Agency-specific lenses¶

Name	Replaces	Framework	When to use
`proposal/nsf`	Proposal (generic)	NSF Merit Review: Intellectual Merit, Broader Impacts, five elements each	NSF proposals when agency is known
`proposal/nih`	Proposal (generic)	NIH Simplified Peer Review: Importance, Rigor and Feasibility, Expertise and Resources	NIH proposals when agency is known

When using an agency-specific lens, include the full agency framework from the Proposal section above (NSF or NIH subsection). Always also include the Common proposal dimensions (alignment with call, feasibility, significance, budget, clarity, formatting), as these apply regardless of agency.

Multi-target reviews¶

When the staged diff contains two or more variant targets that should be reviewed separately (long + short paper version, narrative + tracker, internal + external report, primary + supplement), structure the review with one top-level section per target plus a cross-variant drift check at the end. Treat each target as a self-contained sub-review -- its own scope line, findings, and recommendations -- then add a final "Cross-variant drift" section that flags tables, claims, terminology, or numbers that should be consistent across targets but are not.

General¶

Fallback lens when content type does not match the above or is mixed.

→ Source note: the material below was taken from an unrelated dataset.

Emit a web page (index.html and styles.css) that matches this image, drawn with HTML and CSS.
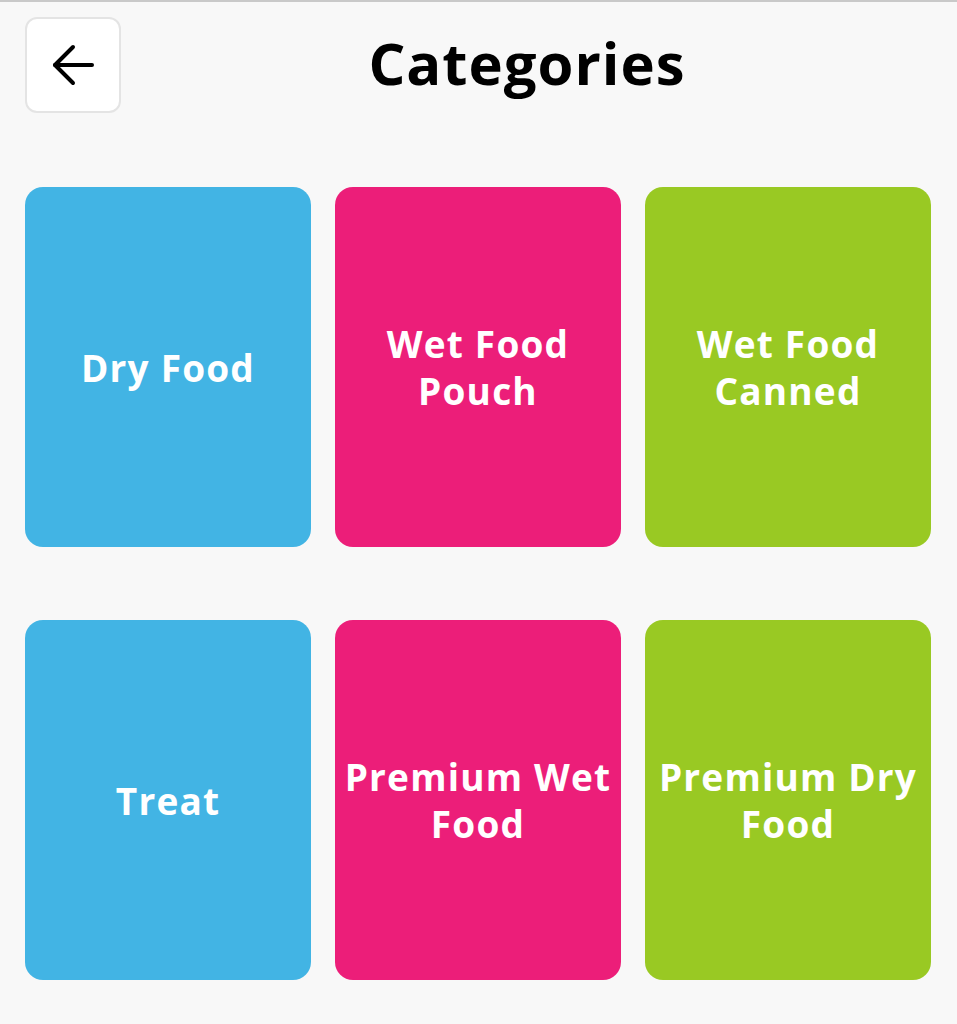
FILE: index.html
```html
<!DOCTYPE html>
<html lang="en">
<head>
    <meta charset="UTF-8">
    <meta name="viewport" content="width=device-width, initial-scale=1.0">
    <title>Categories</title>
    <link rel="stylesheet" href="styles.css">
</head>
<body>

<div class="top-line"></div>

<header class="header">
    <button class="back-btn" type="button" aria-label="Back">
        <svg width="42" height="42" viewBox="0 0 42 42" fill="none" stroke="#000" stroke-width="4" stroke-linecap="round" stroke-linejoin="round">
            <path d="M40 21H3"/>
            <path d="M21 3L3 21L21 39"/>
        </svg>
    </button>
    <h1>Categories</h1>
</header>

<!-- Category cards -->
<div class="category-grid">
    <div class="category blue">Dry Food</div>
    <div class="category pink">Wet Food<br>Pouch</div>
    <div class="category green">Wet Food<br>Canned</div>
    <div class="category blue">Treat</div>
    <div class="category pink">Premium Wet<br>Food</div>
    <div class="category green">Premium Dry<br>Food</div>
</div>

</body>
</html>
```

FILE: styles.css
```css
body {
    font-family: 'Open Sans', 'Liberation Sans', sans-serif;
    margin: 0;
    background-color: #f8f8f8;
}

.top-line {
    height: 2px;
    background-color: #c9c9c9;
}

.header {
    display: flex;
    align-items: center;
    padding: 15px 24px 0 25px;
}

.back-btn {
    width: 96px;
    height: 96px;
    flex-shrink: 0;
    display: flex;
    align-items: center;
    justify-content: center;
    background-color: #fff;
    border: 2px solid #e4e4e4;
    border-radius: 12px;
    padding: 0;
    cursor: pointer;
}

h1 {
    flex: 1;
    margin: 0 0 5px;
    text-align: center;
    font-size: 58px;
    font-weight: 700;
    color: #000;
    letter-spacing: 1px;
}

.category-grid {
    display: grid;
    grid-template-columns: repeat(3, 286px);
    grid-auto-rows: 360px;
    column-gap: 24px;
    row-gap: 73px;
    padding: 74px 0 0 25px;
}

.category {
    display: flex;
    align-items: center;
    justify-content: center;
    text-align: center;
    border-radius: 18px;
    color: #fff;
    font-size: 37px;
    font-weight: 700;
    line-height: 47px;
    letter-spacing: 1.2px;
}

.blue {
    background-color: #42b4e4;
}

.pink {
    background-color: #ec1e79;
}

.green {
    background-color: #99c923;
}
```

Completeness -- Does the change cover what was intended? Anything missing?
Correctness -- Are facts, logic, and references accurate?
Consistency -- Does the change match the style and conventions of the surrounding content?
Clarity -- Is the writing or code easy to understand?
Over-engineering -- Is anything more complex than it needs to be?
Impact on existing work -- Does the change break or conflict with anything already in place?
Writing rules (prose diffs) -- For changed prose in .md, .tex, .rst, .txt (and prose inside code), audit against the agent-style writing rules already present in this repo's AGENTS.md (the banned-word list, the "X, not Y" antithesis construction, casual em/en-dashes, double negation, uncalibrated claims, and the rest). Flag each hit with file:line and a suggested rewrite. Do not re-list the rules; they live in AGENTS.md.